Fans who had merely been walking past realised they had missed several of the support races and visibly began to urge the team on. In the big pond that is the BTCC there are still several very small fish with huge hearts and they were watching one of those small fish try and do what the bigger fish wouldn’t dream of attempting, in conditions more akin to the Dakar Rally than leafy Cheshire.

And then it was over. The call went out for drivers to form up at the grid gate and it was time for the three remaining Team HARD cars to leave their awnings. The time taken to attach all the engine ancillaries together safely had passed. Sending the #19 out without ensuring all the levels and mapping were correct could have caused another, budget destroying failure. The disappointment was palpable and the fans drifted away, gutted that their new favourite driver wouldn’t be out in the final race. Had the new engine been ready for installation when it was needed and had it been at any other venue with the standard BTCC timetable it would have been a different story.

“I’m obviously devastated at missing the last race but I can’t thank the boys enough for what they did for me to try and get me out,” said Thompson. “I’m just as gutted for my sponsors and supporters that I wasn’t able to show them what we could do in the last race.
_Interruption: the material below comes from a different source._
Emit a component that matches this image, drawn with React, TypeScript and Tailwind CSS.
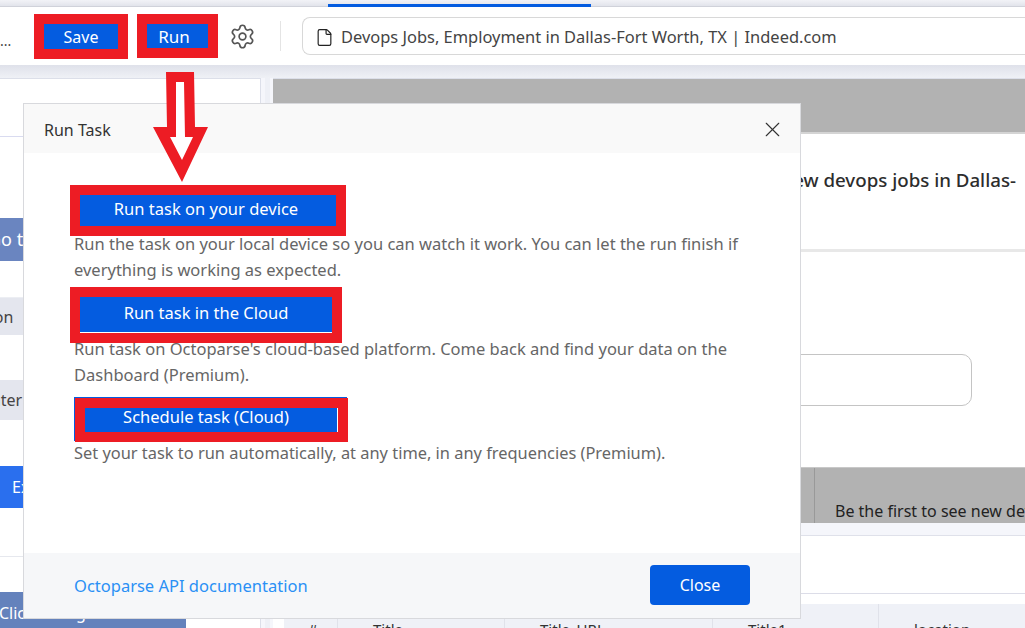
import { File, Settings, X } from "lucide-react";

const RED = "border-[#ed1c24]";

function Sidebar() {
  return (
    <aside className="flex w-[261px] shrink-0 flex-col overflow-hidden border-r border-t border-[#dcdfe9] bg-white">
      <div className="h-[58px] shrink-0 border-b border-[#d9dbf0]" />
      <div className="h-[81px] shrink-0" />
      <div className="h-[43px] w-[90px] shrink-0 rounded-r bg-[#6a85c0] text-[18px] leading-[43px] text-white">
        <span className="-ml-[12px] block">Go to</span>
      </div>
      <div className="mt-[36px] h-[38px] shrink-0 border-t border-[#eceef3] bg-[#e4e6ee] text-[16px] leading-[38px] text-[#444]">
        <span className="-ml-[38px] block">Button</span>
      </div>
      <div className="mt-[45px] h-[40px] shrink-0 bg-[#e4e6ee] text-[16px] leading-[40px] text-[#444]">
        <span className="-ml-[18px] block">Enter</span>
      </div>
      <div className="mt-[46px] h-[42px] w-[90px] shrink-0 rounded-r bg-[#2a6fee] pl-[12px] text-[16px] leading-[42px] text-white">
        Ex
      </div>
      <div className="mt-[48px] h-px shrink-0 bg-[#e6e8ee]" />
      <div className="mt-[35px] h-[36px] w-[186px] shrink-0 bg-[#6482bc] text-[16px] leading-[42px] text-white">
        <span className="-ml-[1px] block">Click to Paginate</span>
      </div>
    </aside>
  );
}

function Workspace() {
  return (
    <section className="flex min-w-0 flex-1 flex-col border-t border-[#dcdfe9] bg-white font-['Noto_Sans',sans-serif]">
      <div className="h-[55px] shrink-0 border-b-2 border-[#d4d4d4] bg-[#b2b2b2]" />
      <div className="flex h-[118px] shrink-0 items-start justify-end border-b-[3px] border-[#e8e8e8] pr-[9px] pt-[32px] text-[18.7px] font-medium leading-[28px] text-[#2d2d2d]">
        <span className="whitespace-nowrap">Be the first to see new devops jobs in Dallas-</span>
      </div>
      <div className="flex h-[215px] shrink-0 justify-end pr-[53px] pt-[102px]">
        <div className="h-[52px] w-[500px] rounded-[10px] border border-[#c4c4c4]" />
      </div>
      <div className="flex h-[56px] shrink-0 border-t border-[#c8c8c8] bg-[#b2b2b2]">
        <div className="w-[542px] shrink-0 border-r border-[#999]" />
        <div className="overflow-hidden whitespace-nowrap pl-[20px] pt-[31px] text-[16px] leading-[24px] text-[#222]">
          Be the first to see new devops
        </div>
      </div>
      <div className="h-[13px] shrink-0 border-b border-[#dfe1ea] bg-[#f5f6fb]" />
      <div className="h-[58px] shrink-0 border-b border-[#dcdde8]" />
      <div className="h-[10px] shrink-0" />
      <div className="ml-[11px] grid flex-1 grid-cols-[54px_167px_208px_166px_1fr] bg-[#eff1f7] text-[15px] text-[#333]">
        <div className="border-r border-[#e0e2ea] pl-[24px] pt-[14px]">#</div>
        <div className="border-r border-[#e0e2ea] pl-[35px] pt-[14px]">Title</div>
        <div className="border-r border-[#e0e2ea] pl-[35px] pt-[14px]">Title_URL</div>
        <div className="border-r border-[#e0e2ea] pl-[35px] pt-[14px]">Title1</div>
        <div className="pl-[35px] pt-[14px]">location</div>
      </div>
    </section>
  );
}

function RunOption({ label, className }: { label: string; className: string }) {
  return (
    <button
      className={`relative z-10 block shrink-0 border-[10px] ${RED} bg-[#045ce0] text-center text-[16.5px] leading-none text-white ${className}`}
    >
      {label}
    </button>
  );
}

function RunTaskDialog() {
  return (
    <div className="absolute left-[24px] top-[104px] flex h-[514px] w-[776px] flex-col bg-white font-['Noto_Sans',sans-serif] text-[16.5px] shadow-[0_0_0_1px_#d8d9dd]">
      <div className="flex h-[49px] shrink-0 items-center justify-between bg-[#f9f9f9] pl-[20px] pr-[15px] pt-[2px]">
        <span className="text-[16px] text-[#333]">Run Task</span>
        <X size={25} strokeWidth={1.1} className="text-[#333]" />
      </div>
      <div className="flex flex-1 flex-col pl-[50px] pt-[32px] leading-[26px] text-[#666]">
        <RunOption label="Run task on your device" className="-ml-[4px] h-[51px] w-[276px] pb-[3px] pr-[4px]" />
        <p className="-mt-[5px] w-[680px]">
          Run the task on your local device so you can watch it work. You can let the run finish if everything is
          working as expected.
        </p>
        <RunOption
          label="Run task in the Cloud"
          className="-ml-[4px] mt-[4px] h-[56px] w-[272px] pb-[3px] shadow-[inset_0_-1px_0_#fff]"
        />
        <p className="-mt-[7px] w-[680px]">
          Run task on Octoparse's cloud-based platform. Come back and find your data on the Dashboard (Premium).
        </p>
        <RunOption
          label="Schedule task (Cloud)"
          className="ml-[1px] mt-[10px] h-[44px] w-[273px] pb-[5px] pr-[11px] shadow-[inset_-1px_0_0_#fff,-1px_-1px_0_#045ce0]"
        />
        <p className="-mt-[2px] text-[16.4px]">
          Set your task to run automatically, at any time, in any frequencies (Premium).
        </p>
      </div>
      <div className="flex h-[65px] shrink-0 items-center justify-between bg-[#f6f7f9] pb-[2px] pl-[50px] pr-[50px]">
        <a className="pt-[3px] text-[#2a90f5]">Octoparse API documentation</a>
        <button className="h-[40px] w-[100px] rounded bg-[#045ce0] pt-px text-[16px] text-white">Close</button>
      </div>
    </div>
  );
}

export default function App() {
  return (
    <div className="relative flex h-[628px] w-[1025px] flex-col overflow-hidden bg-[#eef0f6] font-['Noto_Sans',sans-serif]">
      <div className="relative h-[7px] shrink-0 border-b border-[#d0d2da] bg-linear-to-b from-[#f2f3f7] to-[#e2e4eb]">
        <div className="absolute bottom-[-1px] left-[328px] h-[3px] w-[263px] bg-[#045ce0]" />
      </div>
      <header className="flex h-[58px] shrink-0 items-center bg-white">
        <span className="w-[34px] shrink-0 pt-[10px] text-[14px] leading-none text-[#444]">...</span>
        <button
          className={`h-[45px] w-[94px] border-[10px] pt-[1px] ${RED} bg-[#045ce0] text-[16px] leading-none text-white`}
        >
          Save
        </button>
        <button
          className={`ml-[9px] h-[44px] w-[81px] border-[10px] pr-[7px] ${RED} bg-[#045ce0] text-[17px] leading-none text-white`}
        >
          Run
        </button>
        <Settings size={27} strokeWidth={1.5} className="ml-[11px] shrink-0 text-[#555]" />
        <div className="ml-[24px] h-[30px] w-px shrink-0 bg-[#e4e4e4]" />
        <div className="ml-[21px] flex h-[38px] flex-1 items-center overflow-hidden whitespace-nowrap rounded-l-[8px] border border-r-0 border-[#d8d8d8] pl-[12px] pt-[2px] text-[16.45px] text-[#444]">
          <File size={19} strokeWidth={1.5} className="mr-[7px] shrink-0 text-[#222]" />
          Devops Jobs, Employment in Dallas-Fort Worth, TX | Indeed.com
        </div>
      </header>
      <div className="h-[13px] shrink-0 bg-linear-to-b from-[#dfe1ea] to-[#eff1f6]" />
      <main className="flex min-h-0 flex-1">
        <Sidebar />
        <div className="w-[4px] shrink-0 bg-[#f5f6fb]" />
        <div className="w-[5px] shrink-0" />
        <div className="w-[3px] shrink-0 bg-[#f5f6fb]" />
        <Workspace />
      </main>
      <RunTaskDialog />
      {/* red annotation arrow */}
      <svg className="absolute left-[150px] top-[70px] z-20" width="62" height="115" viewBox="0 0 62 115">
        <path d="M16 2 L44 2 L45 57 L58 57 L32 112 L3 57 L17 57 Z" fill="#ed1c24" />
        <path d="M26 12 L34 12 L35 67 L43 67 L32 90 L20 67 L26 67 Z" fill="#fff" />
      </svg>
    </div>
  );
}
The car just lit up in race two and my lap times showed that. I’ve raced cleanly all year and it’s just a shame that someone else’s mistake cost us a chance at performing in front of the biggest crowd I’ve ever raced in front of.

“But the lads just showed what kind of team we are. We may be a small group but we have a big heart. Everyone else told them they couldn’t do it but they nearly broke themselves just to get me out and when you have a crew like that behind you it just makes you want to work harder than ever to get the results that they deserve, not just for the people whose financial support has got me here.”

So Oulton Park may have been a bitter pill to swallow for Bobby Thompson but in the worst times the very best qualities of one of the BTCC’s small fish shone through.

The 2018 season reaches its half way stage at Croft on June 23-24.